Proving his abilities at the car dealership over a period of a few years, Lee Logan, was given the opportunity of his young life, when at the age of 34, Uncle Joe fronted him the money to buy in to a Datsun dealership, as a minority partner. Uncle Joe became Lee’s surrogate father and had taught Lee about management and that working smarter was usually easier than working harder.

Lee learned what he’d suspected in his youth. There were easier ways to make money. He could actually “trick” people into buying things they don’t really need and manipulate them into paying more for them than they really should. Uncle Joe taught Lee about finances and investments and cash flow. Lee learned that calculated risks paid huge dividends for savvy investors.

The constant badgering and pressure placed upon Lee by his father fueled an inner drive to succeed and prove himself worthy as he grew older. Lee wanted to do it better, do it faster and make more money than his father ever had. Regretfully, Lou Logan did not live to see the successful businessman his son had become.

Lou became the majority partner in the family barbecue restaurant following the death of his father. He’d run the operation into the ground after three or four years, partly from a lack of management skill and mostly from a growing dependency on alcohol. Lou spent the last few years a bitter, wore out old man passing his days drinking Johnny Walker and his nights blacked out in the recliner, letting the restaurant basically run itself. Without the hard work and dedication of a couple of long-time employees that took care of the day-to-day stuff, the restaurant would have failed.

Lee Logan bailed out the family barbecue business with a cash investment to shore up the finances and hired a friend to run the place. The restaurant turned to franchising in the late 1980’s as a method of expansion, and had grown into a regional operation with restaurants throughout Central Florida, in Georgia and through the Carolina’s. The local Bubba’s Barbecue and a national chain called Tony’s were the only direct competition in Orlando, but it didn’t take long for Logan Family Barbecue to assume the role as barbecue giant in Florida.

Tony’s focused mainly on overpriced ribs and rumor was that the ribs weren’t really slow-cooked in the traditional barbecue style anyway—they boiled them and then grilled them just before serving after dunking them in bucket of seasoned tomato sauce. The restaurants’ local success in Orlando gained traction quickly with Logan in charge and Logan Family Barbecue expanded by opening locations into neighboring Clermont, Melbourne and Daytona in successive years. The restaurants began offering add-on items and selling a line of barbecue spice rubs, sauces, marinades and added a popular line of t-shirts and miscellaneous clothing items for barbecue lovers.

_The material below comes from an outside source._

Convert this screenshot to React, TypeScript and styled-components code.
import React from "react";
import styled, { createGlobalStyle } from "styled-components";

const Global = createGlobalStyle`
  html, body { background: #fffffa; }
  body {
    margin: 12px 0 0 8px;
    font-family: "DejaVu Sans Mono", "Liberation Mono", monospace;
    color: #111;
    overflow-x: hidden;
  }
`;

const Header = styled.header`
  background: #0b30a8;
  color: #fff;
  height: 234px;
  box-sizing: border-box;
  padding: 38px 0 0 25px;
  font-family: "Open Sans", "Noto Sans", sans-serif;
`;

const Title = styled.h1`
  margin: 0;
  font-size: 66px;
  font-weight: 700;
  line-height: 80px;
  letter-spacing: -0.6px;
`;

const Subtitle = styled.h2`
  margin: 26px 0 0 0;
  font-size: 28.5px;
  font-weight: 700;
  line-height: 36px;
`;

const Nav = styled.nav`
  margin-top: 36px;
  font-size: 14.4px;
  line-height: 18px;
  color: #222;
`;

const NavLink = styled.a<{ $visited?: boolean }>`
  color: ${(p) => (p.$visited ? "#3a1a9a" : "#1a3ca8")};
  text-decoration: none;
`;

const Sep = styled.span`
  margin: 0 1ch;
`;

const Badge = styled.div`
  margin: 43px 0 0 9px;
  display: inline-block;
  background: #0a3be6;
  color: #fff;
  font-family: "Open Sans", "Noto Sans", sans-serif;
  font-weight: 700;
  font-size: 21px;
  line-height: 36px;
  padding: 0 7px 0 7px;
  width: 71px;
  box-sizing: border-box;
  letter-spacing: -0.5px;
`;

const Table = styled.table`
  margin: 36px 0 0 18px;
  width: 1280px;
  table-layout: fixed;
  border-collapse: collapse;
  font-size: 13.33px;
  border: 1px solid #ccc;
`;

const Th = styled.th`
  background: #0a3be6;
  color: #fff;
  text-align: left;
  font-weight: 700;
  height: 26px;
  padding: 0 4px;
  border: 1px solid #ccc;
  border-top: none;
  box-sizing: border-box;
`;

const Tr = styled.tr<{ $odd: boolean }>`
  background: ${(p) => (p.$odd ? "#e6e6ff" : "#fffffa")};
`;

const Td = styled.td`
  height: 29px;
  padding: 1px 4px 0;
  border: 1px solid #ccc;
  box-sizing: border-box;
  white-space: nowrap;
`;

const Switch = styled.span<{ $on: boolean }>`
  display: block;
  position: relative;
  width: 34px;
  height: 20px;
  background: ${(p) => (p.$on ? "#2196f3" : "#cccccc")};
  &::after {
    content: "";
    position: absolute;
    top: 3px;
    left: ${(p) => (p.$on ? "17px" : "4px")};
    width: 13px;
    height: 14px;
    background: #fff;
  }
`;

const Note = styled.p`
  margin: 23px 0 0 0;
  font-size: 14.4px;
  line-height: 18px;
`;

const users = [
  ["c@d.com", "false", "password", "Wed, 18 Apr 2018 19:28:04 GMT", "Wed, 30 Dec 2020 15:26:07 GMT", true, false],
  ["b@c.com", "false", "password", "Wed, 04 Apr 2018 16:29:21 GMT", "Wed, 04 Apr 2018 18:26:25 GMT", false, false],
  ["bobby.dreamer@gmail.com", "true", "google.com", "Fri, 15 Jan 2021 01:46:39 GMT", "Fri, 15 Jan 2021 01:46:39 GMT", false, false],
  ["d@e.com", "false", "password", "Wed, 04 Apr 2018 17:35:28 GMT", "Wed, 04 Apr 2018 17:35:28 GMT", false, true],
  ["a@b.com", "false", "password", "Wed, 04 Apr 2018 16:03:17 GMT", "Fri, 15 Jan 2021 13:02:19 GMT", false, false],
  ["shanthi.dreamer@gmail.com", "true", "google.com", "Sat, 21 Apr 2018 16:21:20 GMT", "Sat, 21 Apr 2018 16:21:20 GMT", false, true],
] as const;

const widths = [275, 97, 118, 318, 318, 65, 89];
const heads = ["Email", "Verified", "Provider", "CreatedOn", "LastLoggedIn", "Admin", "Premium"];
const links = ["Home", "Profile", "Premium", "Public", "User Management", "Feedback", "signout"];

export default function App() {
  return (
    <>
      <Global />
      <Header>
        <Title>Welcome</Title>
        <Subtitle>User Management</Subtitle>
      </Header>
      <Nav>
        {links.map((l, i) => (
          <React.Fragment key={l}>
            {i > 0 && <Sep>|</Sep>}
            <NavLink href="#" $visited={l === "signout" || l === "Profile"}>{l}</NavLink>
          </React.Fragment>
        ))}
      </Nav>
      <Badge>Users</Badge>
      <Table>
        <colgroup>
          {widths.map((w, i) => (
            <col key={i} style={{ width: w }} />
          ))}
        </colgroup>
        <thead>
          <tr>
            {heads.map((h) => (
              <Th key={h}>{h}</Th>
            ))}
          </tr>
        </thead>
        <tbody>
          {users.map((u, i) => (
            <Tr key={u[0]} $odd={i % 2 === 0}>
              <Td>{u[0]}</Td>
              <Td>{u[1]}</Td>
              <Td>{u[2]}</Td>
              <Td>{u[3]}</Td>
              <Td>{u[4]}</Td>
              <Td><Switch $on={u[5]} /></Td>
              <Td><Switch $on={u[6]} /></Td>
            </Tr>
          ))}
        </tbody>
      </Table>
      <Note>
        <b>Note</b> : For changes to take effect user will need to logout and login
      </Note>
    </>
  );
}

The growing popularity of barbecue had not been lost on Logan. Not only had the restaurant chain become a huge success, but he had been to the mountain and seen the Holy Grail of barbecue. After a visit to the United States Barbecue Invitational competition in Central City the previous year that was attended by upwards of 50,000 people during the span of four days, he decided the timing was right to begin promoting barbecue to the masses as family entertainment.

Restaurants by nature were capital intensive and there was a constant struggle to find real estate in affordable locations and at sensible prices, but barbecue contests on the other hand, were a different story. You could put a barbecue contest on film and promote it through corporate advertising, magazines, web sites, sponsorships, VHS, DVD, charitable organizations and local governments. Barbecue contests had become an unheralded cash cow. Mainstream Americans couldn’t see to get enough of it.

The vision Logan sought to make reality included expanding barbecue contests into every American city by harnessing the power of cable television, licensing agreements, syndication and mass merchandising.